Speaking publicly is important to some survivors because it gives them a chance to reclaim ownership and control over their own narrative. Many survivors who chose to speak publicly about their experience also do so to serve the public interest. Their stories help play an important role in shaping societal understanding and attitudes around sexual assault. They also help break down the isolation experienced by other survivors.
Nonetheless, most civil lawsuits end up in a negotiated settlement before a survivor’s story has ever been shared publicly. Settlements eliminate the cost, risk, and time it takes to have a trial. Also, since money is rarely the only reason a survivor decides to take legal action, a settlement can provide for non-monetary remedies of importance to the survivor, such as an apology or formal changes to an institution’s policies and procedures.
In most cases, achieving a settlement is in the best interest of everyone involved; however, a settlement usually comes with a confidentiality agreement. In personal injury litigation, the standard settlement agreement includes a provision where the parties agree to keep the terms of the settlement confidential. In civil sexual assault cases, the proposed confidentiality agreements are often much broader. In some cases, the clauses try to prevent the sexual assault survivor from ever again discussing their experience of abuse. There are many problems with a confidentiality clause in this context. Notably, being forced to stay silent can have negative mental health impacts for survivors.

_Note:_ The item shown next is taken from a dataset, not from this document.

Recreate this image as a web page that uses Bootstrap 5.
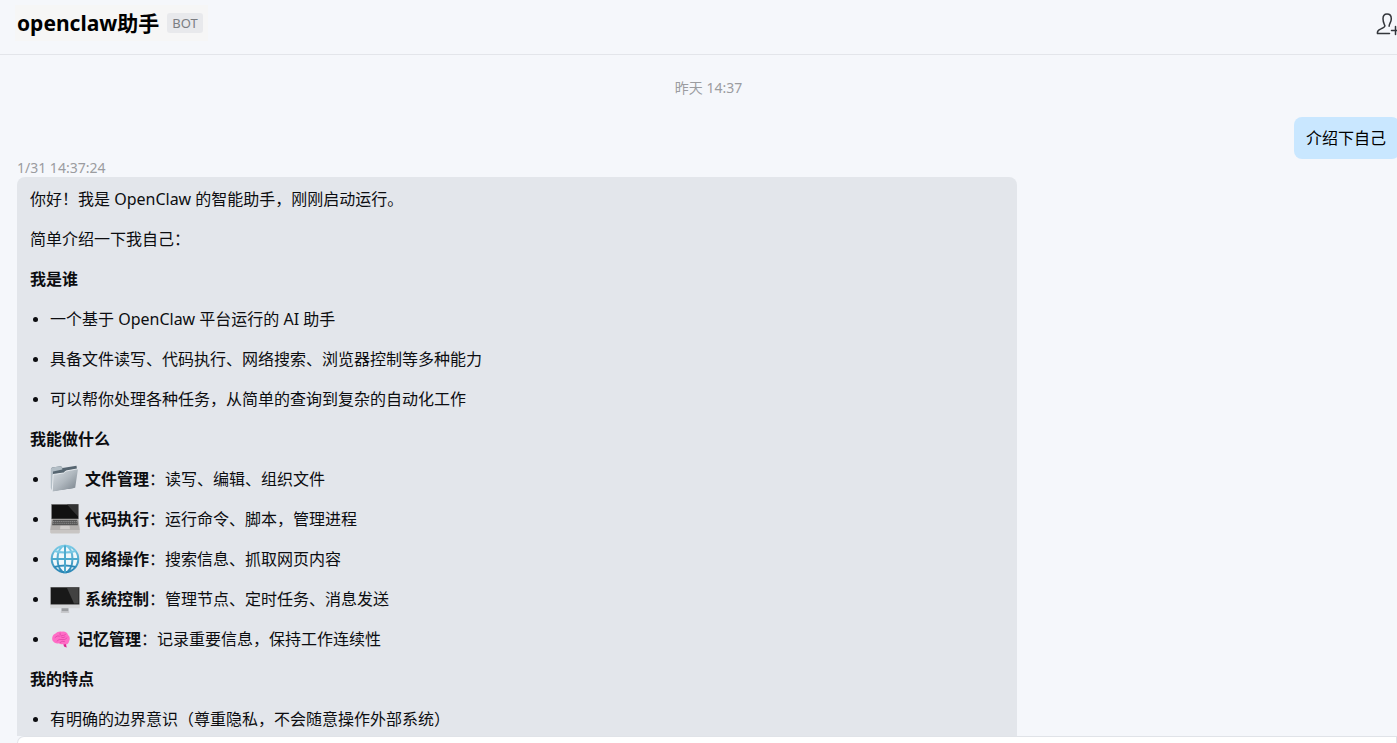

Recently, Prince Edward Island has introduced legislation that essentially restricts organizations from using non-disclosure agreements to prevent survivors of sexual assault from speaking out. The parties can only agree to a confidentiality clause if it is in accordance with the survivor’s wishes.
I have always found confidentiality agreements in the sexual assault context offensive, but they can provide leverage for a survivor wanting an early settlement. I am pleased that more institutional defendants have come to appreciate that requesting a gag order maintains the social stigma around sexual violence and is not in the best interest of our communities. Some institutions in British Columbia have even established a policy of not requiring confidentiality agreements in cases involving sexual assault.
It might only be a matter of time before other provinces adopt PEI’s legislation making gag orders in sexual assault cases moot. In the interim, survivors should review the clauses carefully and give some real thought to the impact of staying silent before deciding to sign on the dotted line.